O France, prends garde ! Dans le monde, monte un paganisme nouveau. Tu es
encore, Toi, le Grand Temple de l'Humanité et du Progrès ; c'est
pour cela que des hommes sont morts et que d'autres sont encore prêts
à mourir, c'est pour cela que tout ce qui est sain dans le monde tourne
ses yeux vers toi, prends garde ! Veille à ce que tes enfants s'unissent
et oublient les divisions qui risquent de devenir dangereuses ! Et vous, hommes
de France, gardiens et défenseurs naturels de ce temple, tremblez de
vous diviser.
Croyez-en la douloureuse expérience du plus vieux des peuples: le Temple
d'Israël jadis, selon la Loi était bâti de pierres entières,
la division, pareille à la lèpre, les lézarda et le Temple
s'écroula. Soyez vous-mêmes les pierres entières et solidaires
du Temple que par dessus tout vous avez reçu mission de conserver !
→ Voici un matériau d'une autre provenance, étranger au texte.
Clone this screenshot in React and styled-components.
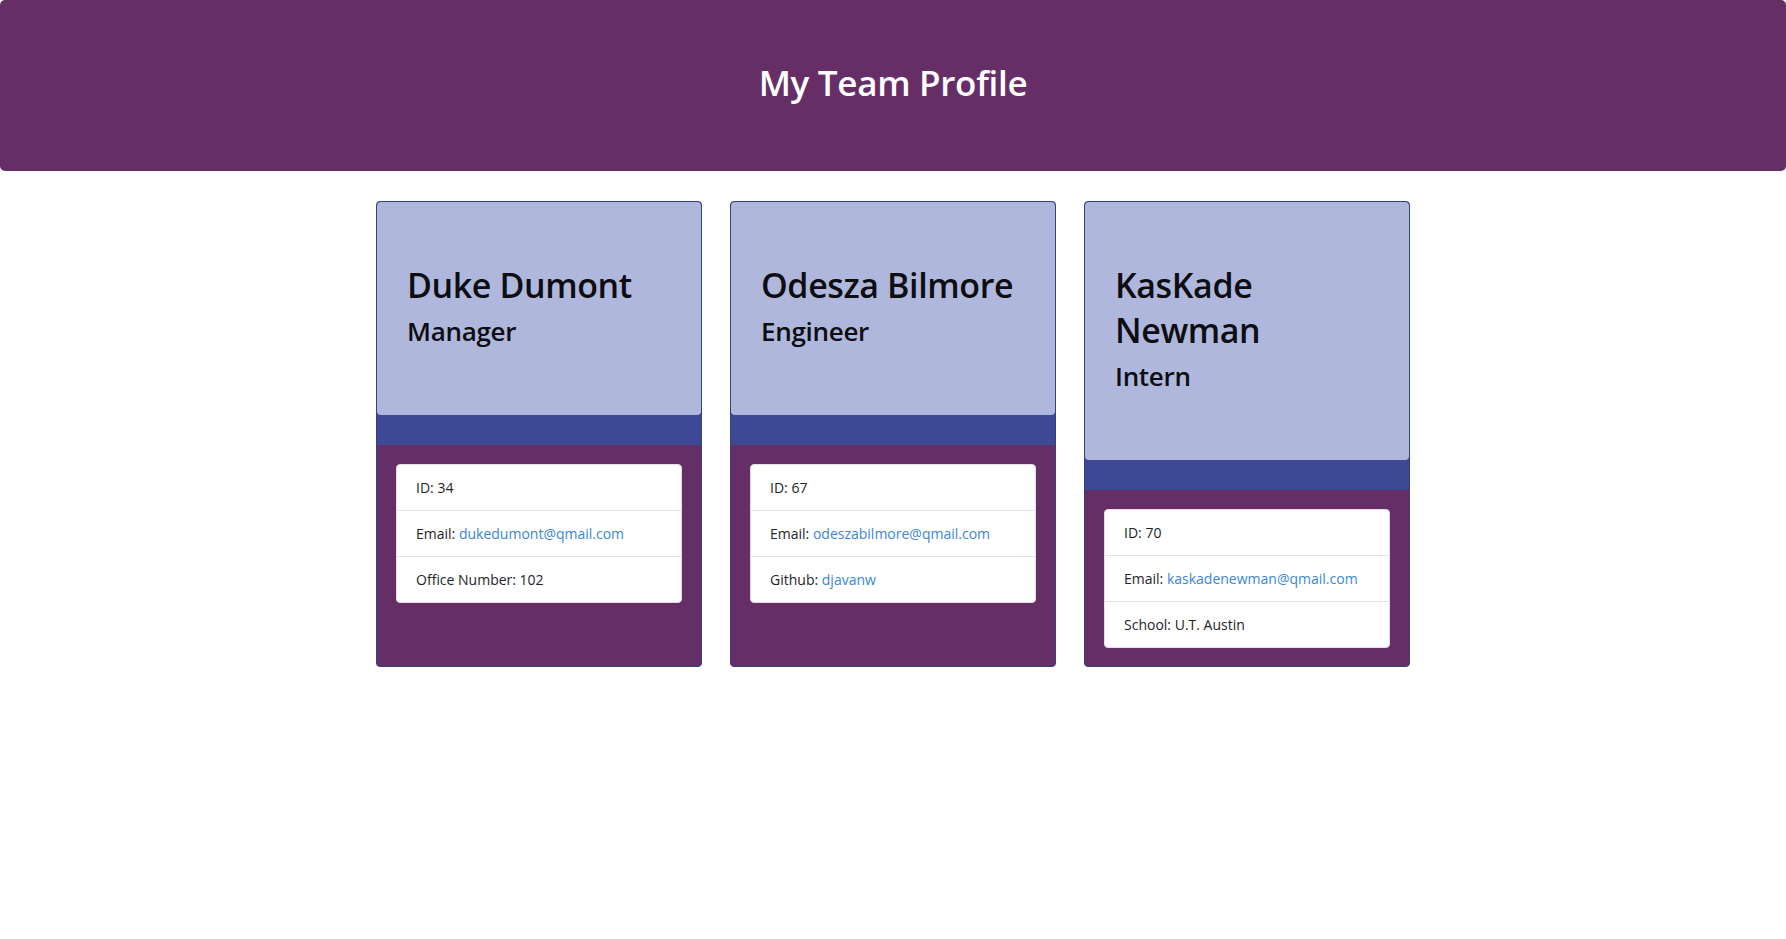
import React from "react";
import styled, { createGlobalStyle } from "styled-components";

const team = [
  { name: "Duke Dumont", role: "Manager", id: 34, email: "dukedumont@qmail.com", extra: { label: "Office Number", value: "102" } },
  { name: "Odesza Bilmore", role: "Engineer", id: 67, email: "odeszabilmore@qmail.com", extra: { label: "Github", value: "djavanw", link: true } },
  { name: "KasKade Newman", role: "Intern", id: 70, email: "kaskadenewman@qmail.com", extra: { label: "School", value: "U.T. Austin" } },
];

const App = () => {
  return (
    <>
      <GlobalStyle />
      <Jumbotron>
        <Title>My Team Profile</Title>
      </Jumbotron>

      <CardRow>
        {team.map((member) => (
          <Card key={member.id}>
            <CardHeader>
              <Name>{member.name}</Name>
              <Role>{member.role}</Role>
            </CardHeader>
            <Band />
            <CardBody>
              <ListGroup>
                <ListItem>ID: {member.id}</ListItem>
                <ListItem>
                  Email: <Link href={`mailto:${member.email}`}>{member.email}</Link>
                </ListItem>
                <ListItem>
                  {member.extra.label}:{" "}
                  {member.extra.link ? <Link href="#">{member.extra.value}</Link> : member.extra.value}
                </ListItem>
              </ListGroup>
            </CardBody>
          </Card>
        ))}
      </CardRow>
    </>
  );
};
export default App;

const GlobalStyle = createGlobalStyle`
  body {
    margin: 0;
    background: #fff;
    color: #212529;
    font-family: "Open Sans", "Noto Sans", sans-serif;
  }
`;

const Jumbotron = styled.header`
  background: #662e67;
  border-radius: 5px;
  height: 171px;
  display: flex;
  align-items: center;
  justify-content: center;
  margin-bottom: 30px;
`;

const Title = styled.h1`
  margin: 0 0 6px;
  color: #fff;
  font-size: 35px;
  font-weight: 600;
  letter-spacing: -0.3px;
`;

const CardRow = styled.main`
  display: flex;
  justify-content: center;
  align-items: stretch;
  gap: 28px;
`;

const Card = styled.section`
  width: 326px;
  box-sizing: border-box;
  display: flex;
  flex-direction: column;
  background: #3d4994;
  border: 1px solid #37407f;
  border-radius: 4px;
  overflow: hidden;
`;

const CardHeader = styled.div`
  background: #afb8dc;
  border-radius: 4px;
  padding: 61px 20px 67px 30px;
`;

const Name = styled.h2`
  margin: 0 0 6px;
  font-size: 34px;
  line-height: 45px;
  font-weight: 600;
  color: #0d0d12;
  letter-spacing: -0.4px;
`;

const Role = styled.h3`
  margin: 0;
  font-size: 26px;
  line-height: 34px;
  font-weight: 600;
  color: #0d0d12;
  letter-spacing: -0.3px;
`;

const Band = styled.div`
  height: 30px;
  flex-shrink: 0;
`;

const CardBody = styled.div`
  flex: 1;
  background: #662e67;
  padding: 19px 19px 18px;
`;

const ListGroup = styled.ul`
  list-style: none;
  margin: 0;
  padding: 0;
  background: #fff;
  border: 1px solid #e6dcea;
  border-radius: 4px;
`;

const ListItem = styled.li`
  padding: 12px 19px;
  font-size: 14px;
  line-height: 21px;
  color: #212529;

  & + & {
    border-top: 1px solid #e5e5e5;
  }
`;

const Link = styled.a`
  color: #3b86d6;
  text-decoration: none;
`;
Mes chers frères, mes chères soeurs,
Nous vivons des heures difficiles, dans une Europe tourmentée. Eh bien
! De même que, aujourd'hui, Israël se recueille autour de son deuil
lointain ; de même que, en cet instant, nous tous, Juifs ou non, mais
Français, nous nous recueillons autour de ces tombes qui sont notre
héritage et notre gloire communes ; de même que ces tombes elles-mêmes
se pressent jour après jour depuis des années autour de cet
autel de la Patrie, comme en une dernière garde, de même puissions-nous
dans les jours qui viennent nous presser tous autour de la France, notre mère
et notre sauvegarde ! Puissions-nous ne pas être indignes de ceux qui
sont morts ! Puissions-nous ne pas les faire parler autrement qu'ils ne le
veulent ! Puissions-nous surtout faire que la France soit aussi grande par
notre effort qu'elle le fut par leur sacrifice ! Et que Dieu, qui nous regarde
en cet instant, et dont nous sommes tous également les fils, de quelque
manière que nous l'invoquions et même si nous ne nous réclamons
pas de lui, que Dieu bénisse notre volonté d'agir, cette volonté
d'agir que nous sommes venus chercher ici, pour que, dans la Paix de ses enfants,
la France puisse travailler pour la paix des Hommes.